Perché la Serie A non è la Premier League
Disabili discriminati in serie A. Lega e FIGC fanno orecchie da mercante
In Serie A i regolamenti di accesso allo stadio di sei squadre discriminano i disabili deambulanti con le stampelle, vietandogli l’ingresso.
Articoli e dossier non hanno contribuito a modificare la situazione.
La Lega e la FGCI, disattendendo l’indirizzo della Uefa, se ne infischiano.
Cosa accade a Londra in Premier League
Abbiamo verificato cosa succede, invece, in Premier League, al London stadium, casa del West Ham.
Ci siamo presentati con la nostra andatura barcollante ai controlli. Nessuna richiesta particolare al primo cancello. Per intenderci quello in cui in Italia chiedono biglietto, documento e controllo dello zaino.
A Londra sommaria perquisizione (come in aeroporto), con una domanda preventiva:
«hai dolore in qualche punto, se ti tocco?».
Nessun controllo del documento di riconoscimento. Se sei disarmato, d’altronde, che importa sapere chi sei?
E le stampelle? Nulla. Se ne sono infischiati così come la Lega e la FGCI, bastarde e ignave, se infischiano delle discriminazioni.
Sul taccuino una annotazione: ciascun cancello ha una corsia preferenziale, saltacoda, per i disabili.
Ciascun cancello.
Ogni singolo cancello.
Idem allo step successivo, ai tornelli. Ogni ingresso ha una porta separata, senza tornello, riservata ai disabili e presidiata da uno steward. Nel nostro caso una donna. «Mi dia il biglietto, lo passo io per la lettura del codice a barre» e poi, una volta controllato il biglietto, aggiunge:
«ha bisogno di qualsiasi tipo di aiuto?».
Storditi dall’accoglienza, a stento riusciamo a rispondere «grazie molte, no, non serve nulla». Basta la vostra gentilezza, aggiungiamo in silenzio, col pensiero.
Nell’area immediatamente antecedente gli spalti, ben evidenti, le indicazioni per i bagni accessibili.
La Premier league si gioca sullo stesso pianeta della Serie A? La discriminazione inclusiva.
Provenendo dalle esperienze di respingimento degli stadi italiani (Napoli e Milano), suppure lucidi e con i piedi ben saldati al terreno, coglie uno smarrimento e un fugace, ma potente pensiero: siamo sul pianeta terra o in un’altra galassia?
In realtà si tratta proprio di un’altra galassia. Se ne acquisiscono le prove definitive a uno dei tanti bar aperti nello stadio.

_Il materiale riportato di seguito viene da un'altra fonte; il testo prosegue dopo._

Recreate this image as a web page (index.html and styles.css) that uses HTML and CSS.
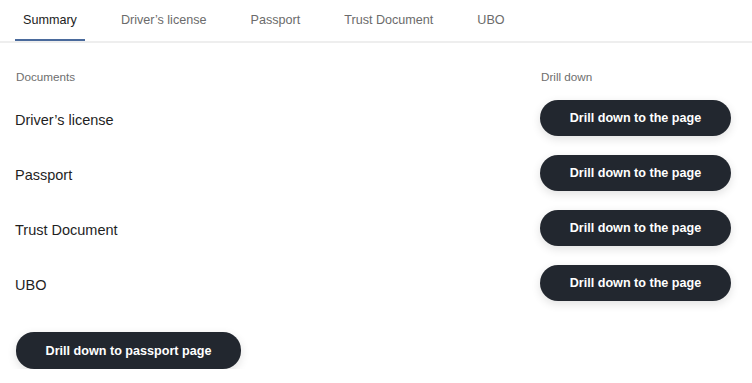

Qui, come in Italia, l’acqua e le altre bibite in bottiglia vengono vendute senza tappo, per evitare che siano lanciate in campo. Ai disabili, invece, e a noi tra questi, le bottiglie vengono vendute col tappo.
Una vera discriminazione. Al contrario, però, inclusiva.

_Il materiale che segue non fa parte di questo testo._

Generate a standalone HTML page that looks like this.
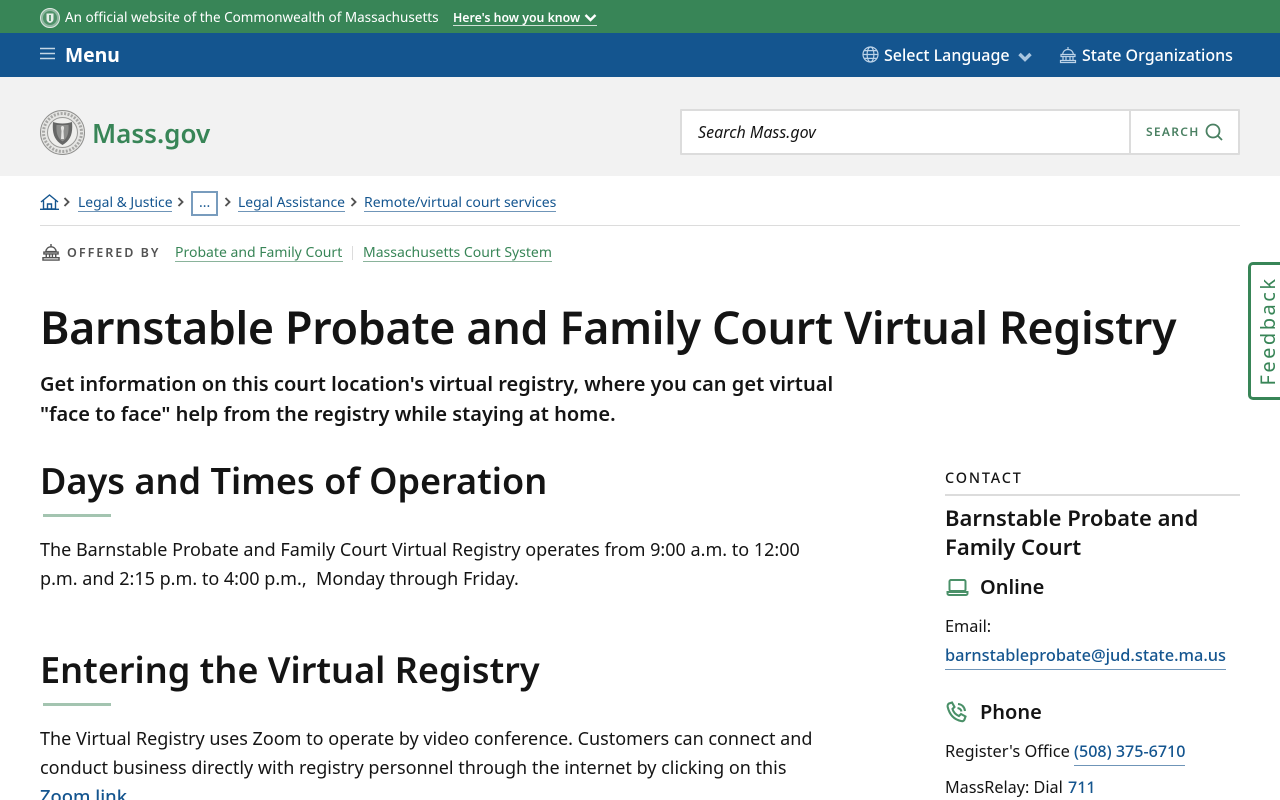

La camminata scomposta e in disequilibrio, il barcollamento potrebbero far disperdere la bevanda.
Ma la super controdiscriminazione arriva all’ingresso del settore del proprio posto.
Lo steward che ne presidia l’accesso ci ferma. Pare indicare la bottiglia. E mentre pensiamo di non poterla introdurre in tribuna o di doverla stappare, se non buttare, lui si avvicina e dice
«vuoi che porti per te la bottiglia della bibita al tuo posto?»
Stordimento. Se non è un’altra galassia, è una favola o un sogno.
È solo l’Inghilterra, invece. È solo la Premier league.
Cosa raccontano questi episodi?
Sia detto subito, non esiste un regolamento che disciplini tutto ciò.
Del resto l’Inghilterra è la nazione della costituzione non scritta. È il paese della common law.
La questione è culturale e strategica.
Ciascun passaggio dell’esperienza racconta la stessa cosa: la volontà di accogliere il disabile e aiutarlo a godere dello spettacolo. Insieme a tutti gli altri spettatori, in platea.
Il disabile non è ostracizzato, non è sospettato di essere un infame fedifrago, un delinquente, un lanciatore di stampelle.
Spettacolo e platea, termini non usati per caso.
È percepibile in Inghilterra l’assimilazione della partita di calcio a uno spettacolo teatrale, cinematografico o di qualsiasi altra forma di intrattenimento.
Così, il contesto in cui si svolge lo show è organizzato per offrire a tutti un’esperienza spettacolare non per accogliere ultras e tifosi scalmanati, delinquenti, rabbiosi, esasperati.
Il calcio oltremanica non è il pretesto per lotte da anfiteatro romano.
E questo è il motivo per cui la Serie A non è là Premier league. E forse mai lo sarà.